Ecco, in queste poche parole è custodita la concezione anche pedagogica che aveva Parri della politica e dei partiti come strumento per la realizzazione dei principi radicati nella Costituzione.
L’adesione ad una forza politica come mezzo per la costruzione della nazione repubblicana, per la formazione morale di un popolo libero e consapevole, europeo e italiano, prima ancora che azionista, comunista socialista, repubblicano, liberale o democristiano.
La nazione, intesa come comunità di destino, secondo i canoni del mazzinianesimo; la lotta al fascismo come occasione e fattore per la rigenerazione morale, anzi riforma morale che il Risorgimento non era riuscito a completare.
E proprio riflettendo su quella lotta e sull’esperienza di governo, Maurizio capisce che con la sua dipartita anche la Resistenza con i suoi lutti, le sue fatiche, le speranze di cui era portatrice, sarebbe stata dimenticata, relegata in un cantuccio così come saranno relegati in un angolo molti di quelli che realmente ne furono i protagonisti.
E così sarà per un bel pezzo di strada. Con il passare del tempo- ricordiamo che la legge per il funzionamento della Corte Costituzionale è del 1953, sebbene la Corte inizi a funzionare nel 1956,- tuttavia, si avrà l’affermazione dei principi fondativi dell’ethos repubblicano incardinato sui principi scolpiti nella Carta.

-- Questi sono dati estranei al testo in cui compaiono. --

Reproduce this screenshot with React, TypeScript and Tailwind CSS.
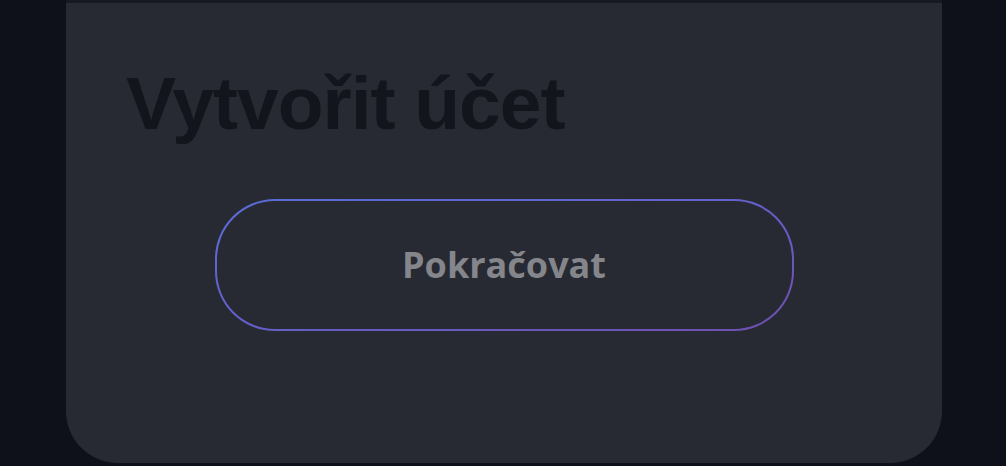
import React from 'react';

export default function App() {
  return (
    <div className="h-[466px] w-full overflow-hidden bg-[#0e1119]">
      <div className="mx-[66px] mr-[64px] flex flex-col">
        {/* header edge */}
        <div className="h-[3px] bg-[#16191f]"></div>

        {/* card */}
        <div className="h-[460px] bg-[#272a32] rounded-b-[52px] flex flex-col">
          <h1
            className="mt-[63px] ml-[60px] text-[75px] leading-none font-bold text-[#12151c] tracking-[-1px]"
            style={{ fontFamily: '"Liberation Sans", Arial, sans-serif' }}
          >
            Vytvořit účet
          </h1>

          <div className="mt-[58px] mx-auto w-[579px] h-[132px] rounded-[60px] p-[2px] bg-gradient-to-br from-[#5a6cd6] via-[#6360c8] to-[#6f4fae]">
            <button
              className="w-full h-full rounded-[58px] bg-[#272a32] flex items-center justify-center text-[36px] font-bold text-[#85868b]"
              style={{ fontFamily: '"Open Sans", "Noto Sans", sans-serif' }}
            >
              Pokračovat
            </button>
          </div>
        </div>
      </div>
    </div>
  );
}
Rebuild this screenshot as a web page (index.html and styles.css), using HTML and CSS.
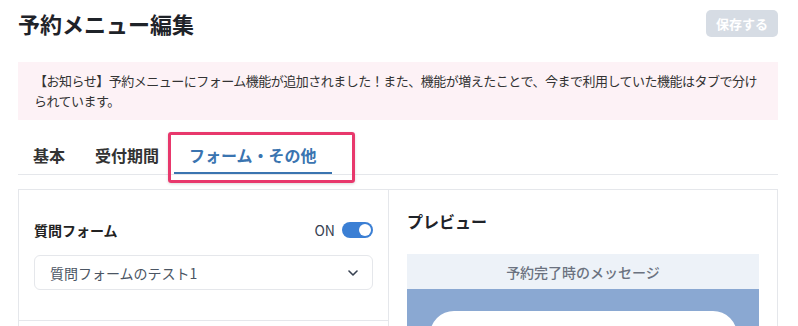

Scrive Parri e con lui concludo questo ricordo:

E’ venuta La Costituzione. Un poco per volta, un pezzo per volta, gli Italiani l’hanno scoperta. Cessata la persecuzione partigiana, che presentivo nel mio congedo, si è scoperto che sulla copertina di questo libro c’è l’impronta del sangue della lotta di liberazione e dei suoi martiri. E, un passo dopo l’altro, nel repertorio degli oratori ufficiali si è inserito lo slogan: la Resistenza come matrice della Costituzione. E’ giusto, potrebbe essere una vendetta se non è retorica”.